Purtroppo però sappiamo che la “guerra tra poveri” è evento piuttosto frequente, per cui nonostante l’ alleanza temporanea, il nostro homeless si ritroverebbe a tornare a cercare il suo spazio sulle “Terre di mezzo”, dove non avrà alcuna difficoltà a sfondare le porte già aperte, magari fortificato e rincuorato dal quarto d’ ora di celebrità goduta.

La fonte debole non ha quindi “speranze”? Certo che sì: se virtuosamente si ispirerà alle linee guida della “Carta dei doveri”, persone di buona fede e volontà vi attingeranno sempre, ma non riuscirà comunque mai ad estendere le proprie idee al grande pubblico. A meno che non riesca ad inserire il proprio discorso in “giochi di potere”, a cui prenderà parte almeno fino al raggiungimento del proprio obbiettivo, con buona pace di sostanziosa fetta della “Carta dei doveri del giornalista”.

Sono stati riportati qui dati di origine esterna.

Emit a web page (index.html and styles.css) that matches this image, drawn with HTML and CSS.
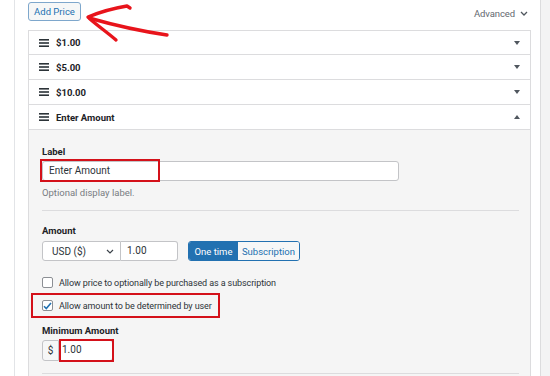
FILE: index.html
```html
<!DOCTYPE html>
<html>
<head>
<meta charset="utf-8">
<link rel="stylesheet" href="styles.css">
</head>
<body>
<div class="page">
  <div class="gutter"></div>
  <div class="main">
    <div class="topbar">
      <button class="btn-add">Add Price</button>
      <div class="advanced">Advanced <svg class="chev" width="8" height="5" viewBox="0 0 8 5"><path d="M1 1l3 3 3-3" fill="none" stroke="#50575e" stroke-width="1.3"/></svg></div>
    </div>
    <div class="list">
      <div class="row">
        <svg class="ham" width="10" height="8" viewBox="0 0 10 8"><rect y="0" width="10" height="1.6"/><rect y="3.2" width="10" height="1.6"/><rect y="6.4" width="10" height="1.6"/></svg>
        <span class="row-title">$1.00</span>
        <span class="caret down"></span>
      </div>
      <div class="row">
        <svg class="ham" width="10" height="8" viewBox="0 0 10 8"><rect y="0" width="10" height="1.6"/><rect y="3.2" width="10" height="1.6"/><rect y="6.4" width="10" height="1.6"/></svg>
        <span class="row-title">$5.00</span>
        <span class="caret down"></span>
      </div>
      <div class="row">
        <svg class="ham" width="10" height="8" viewBox="0 0 10 8"><rect y="0" width="10" height="1.6"/><rect y="3.2" width="10" height="1.6"/><rect y="6.4" width="10" height="1.6"/></svg>
        <span class="row-title">$10.00</span>
        <span class="caret down"></span>
      </div>
      <div class="row">
        <svg class="ham" width="10" height="8" viewBox="0 0 10 8"><rect y="0" width="10" height="1.6"/><rect y="3.2" width="10" height="1.6"/><rect y="6.4" width="10" height="1.6"/></svg>
        <span class="row-title">Enter Amount</span>
        <span class="caret up"></span>
      </div>
      <div class="panel">
        <div class="field-label first-label">Label</div>
        <div class="label-input-wrap">
          <div class="text-input wide">Enter Amount</div>
          <div class="redbox rb-label"></div>
        </div>
        <div class="help">Optional display label.</div>
        <div class="divider"></div>
        <div class="field-label amount-label">Amount</div>
        <div class="amount-row">
          <div class="select">USD ($) <svg width="8" height="5" viewBox="0 0 8 5"><path d="M1 1l3 3 3-3" fill="none" stroke="#3c434a" stroke-width="1.2"/></svg></div>
          <div class="text-input price">1.00</div>
          <div class="btn-group">
            <span class="seg active">One time</span>
            <span class="seg">Subscription</span>
          </div>
        </div>
        <div class="check-row first">
          <span class="checkbox"></span>
          <span>Allow price to optionally be purchased as a subscription</span>
        </div>
        <div class="check-row second">
          <span class="checkbox checked"><svg width="9" height="8" viewBox="0 0 9 8"><path d="M1 4.2l2.3 2.3L8 1" fill="none" stroke="#2271b1" stroke-width="1.6"/></svg></span>
          <span>Allow amount to be determined by user</span>
          <div class="redbox rb-check"></div>
        </div>
        <div class="field-label min-label">Minimum Amount</div>
        <div class="min-row">
          <span class="prefix">$</span>
          <div class="text-input min">1.00</div>
          <div class="redbox rb-min"></div>
        </div>
        <div class="divider bottom"></div>
      </div>
    </div>
  </div>
  <div class="strip"></div>
</div>
<svg class="arrow" width="180" height="50" viewBox="0 0 180 50">
  <path d="M89 18 C 110 24, 140 31, 167 35" fill="none" stroke="#e8141b" stroke-width="3.4" stroke-linecap="round"/>
  <path d="M88 17 C 100 12, 115 8, 127 6 L 130 8" fill="none" stroke="#e8141b" stroke-width="3.4" stroke-linecap="round" stroke-linejoin="round"/>
  <path d="M90 19 C 98 26, 108 33, 116 40" fill="none" stroke="#e8141b" stroke-width="3.4" stroke-linecap="round"/>
</svg>
</body>
</html>
```

FILE: styles.css
```css
html, body {
  margin: 0;
  padding: 0;
  background: #ffffff;
}
body {
  width: 550px;
  height: 376px;
  overflow: hidden;
  position: relative;
  font-family: Roboto, "Liberation Sans", sans-serif;
  font-size: 9px;
  letter-spacing: -0.1px;
  color: #1d2327;
}
.page {
  display: flex;
  height: 376px;
}
.gutter {
  width: 14px;
  border-right: 1px solid #e2e4e7;
  background: #fff;
}
.main {
  flex: 1;
  padding: 2px 9px 0 13px;
  display: flex;
  flex-direction: column;
}
.strip {
  width: 9px;
  border-left: 1px solid #dcdcde;
  background: #f3f3f4;
}
.topbar {
  display: flex;
  justify-content: space-between;
  align-items: flex-start;
  height: 28px;
}
.btn-add {
  height: 19px;
  width: 53px;
  padding: 0;
  border: 1px solid #7ea7cc;
  border-radius: 3px;
  background: #f6f7f7;
  color: #2271b1;
  font-family: inherit;
  font-size: 9.5px;
  letter-spacing: 0;
  line-height: 17px;
}
.advanced {
  margin-top: 6px;
  margin-right: 3px;
  color: #646970;
  font-size: 9.5px;
  display: flex;
  align-items: center;
  gap: 5px;
}
.list {
  border: 1px solid #dcdcde;
  border-bottom: none;
  flex: 1;
  display: flex;
  flex-direction: column;
}
.row {
  height: 24px;
  border-bottom: 1px solid #dcdcde;
  display: flex;
  align-items: center;
  padding: 0 10px;
  background: #fff;
}
.row:first-child {
  height: 23px;
}
.ham {
  fill: #2c3338;
  margin-right: 7px;
}
.row-title {
  font-weight: 700;
  font-size: 9.5px;
  letter-spacing: 0;
  flex: 1;
}
.caret {
  width: 0;
  height: 0;
  border-left: 3px solid transparent;
  border-right: 3px solid transparent;
}
.caret.down {
  border-top: 4px solid #50575e;
}
.caret.up {
  border-bottom: 4px solid #50575e;
}
.panel {
  flex: 1;
  background: #f5f5f5;
  padding: 16px 11px 0 13px;
}
.field-label {
  font-weight: 700;
  font-size: 9.5px;
  letter-spacing: 0;
  line-height: 12px;
  margin-bottom: 4px;
}
.field-label.first-label {
  margin-bottom: 3px;
}
.text-input {
  box-sizing: border-box;
  height: 20px;
  background: #fff;
  border: 1px solid #c3c4c7;
  border-radius: 3px;
  padding: 0 6px;
  line-height: 18px;
  font-size: 10px;
  letter-spacing: 0;
  color: #2c3338;
}
.label-input-wrap {
  position: relative;
  width: 357px;
}
.text-input.wide {
  width: 357px;
}
.redbox {
  position: absolute;
  border: 2px solid #d4111a;
  box-sizing: border-box;
  pointer-events: none;
}
.rb-label {
  left: -2px;
  top: -2px;
  width: 120px;
  height: 23px;
}
.help {
  color: #787c82;
  font-size: 9.5px;
  letter-spacing: 0;
  margin-top: 6px;
  line-height: 12px;
}
.divider {
  height: 1px;
  background: #dcdcde;
  margin-top: 11px;
}
.amount-label {
  margin-top: 14px;
}
.amount-row {
  display: flex;
  align-items: center;
  height: 20px;
}
.select {
  box-sizing: border-box;
  width: 79px;
  height: 20px;
  background: #fff;
  border: 1px solid #c3c4c7;
  border-radius: 3px 0 0 3px;
  padding: 0 6px 0 9px;
  display: flex;
  align-items: center;
  justify-content: space-between;
  font-size: 10px;
  letter-spacing: 0;
  color: #2c3338;
}
.text-input.price {
  width: 57px;
  border-left: none;
  border-radius: 0 3px 3px 0;
}
.btn-group {
  display: flex;
  margin-left: 10px;
  height: 20px;
  width: 112px;
  border: 1px solid #2271b1;
  border-radius: 3px;
  box-sizing: border-box;
  overflow: hidden;
}
.seg {
  display: flex;
  align-items: center;
  justify-content: center;
  flex: 1;
  font-size: 9.5px;
  letter-spacing: 0;
  color: #2271b1;
  background: #f6f7f7;
}
.seg.active {
  flex: 0 0 49px;
  background: #2271b1;
  color: #fff;
}
.check-row {
  display: flex;
  align-items: center;
  gap: 6px;
  font-size: 9px;
  color: #2c3338;
  position: relative;
}
.check-row.first {
  margin-top: 16px;
}
.check-row.second {
  margin-top: 12px;
}
.checkbox {
  box-sizing: border-box;
  width: 11px;
  height: 11px;
  border: 1px solid #8c8f94;
  border-radius: 2px;
  background: #fff;
  display: flex;
  align-items: center;
  justify-content: center;
}
.rb-check {
  left: -11px;
  top: -7px;
  width: 189px;
  height: 25px;
}
.min-label {
  margin-top: 14px;
  margin-bottom: 3px;
}
.min-row {
  display: flex;
  position: relative;
  height: 21px;
}
.prefix {
  box-sizing: border-box;
  width: 17px;
  height: 21px;
  border: 1px solid #c3c4c7;
  border-radius: 3px 0 0 3px;
  background: #f6f7f7;
  display: flex;
  align-items: center;
  justify-content: center;
  font-size: 10px;
  color: #2c3338;
}
.text-input.min {
  width: 54px;
  height: 21px;
  border-left: none;
  border-radius: 0 3px 3px 0;
  padding-left: 3px;
}
.rb-min {
  left: 17px;
  top: -1px;
  width: 55px;
  height: 23px;
}
.divider.bottom {
  margin-top: 12px;
}
.arrow {
  position: absolute;
  left: 0;
  top: 0;
}
```
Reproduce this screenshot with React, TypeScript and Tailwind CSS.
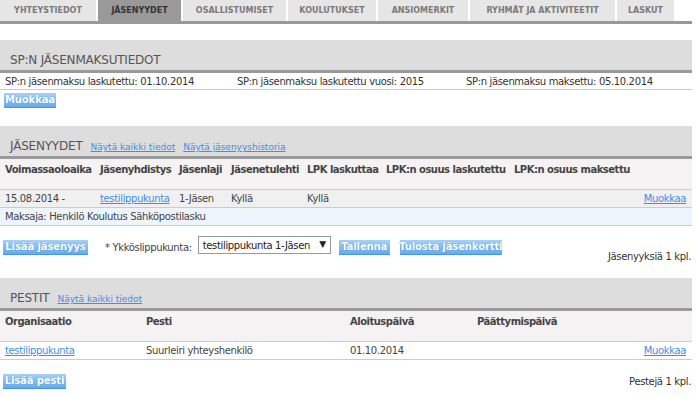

Rispondo dunque, dopo il lungo preambolo, a una delle domande di Nerone:
Citazione:
“Quindi imporre il codice deontologico anche a chi scrive per diletto quando fa, attraverso la Comunicazione, Informazione, rischiando di limitare la libertà , oppure lasciare senza controllo qualsiasi tipo di informazione che, se usata scriteriamente, su siti che superino le 2000 visite, possono influire sulle opinioni e giudizi del pubblico, ancorche' limitato al web?.”

La giungla dell’ Informazione ha, tra i tanti fattori che vi incidono, anche una sua “selezione naturale”. E l’ homeless di cui sopra, soprattutto se privo di appoggi esterni, ha una capacità di influenzare l’ opinione pubblica che è direttamente proporzionale al suo aderire alla “Carta dei doveri del giornalista” e, di conseguenza, inversamente proporzionale all’ attaccamento dimostrato alla propria panchina. Non penso dunque che sia di alcuna utilità l’ imposizione di un codice deontologico. I media dichiaratamente schierati danno quotidiana prova di non sapere nemmeno cosa sia questa “Carta”: motivo per cui hanno un seguito di pubblico circoscritto il più delle volte al partito cui fanno capo. (E sopravvivono infatti, almeno in Italia, solo grazie ai finanziamenti pubblici…a proposito di “giochi di potere”!)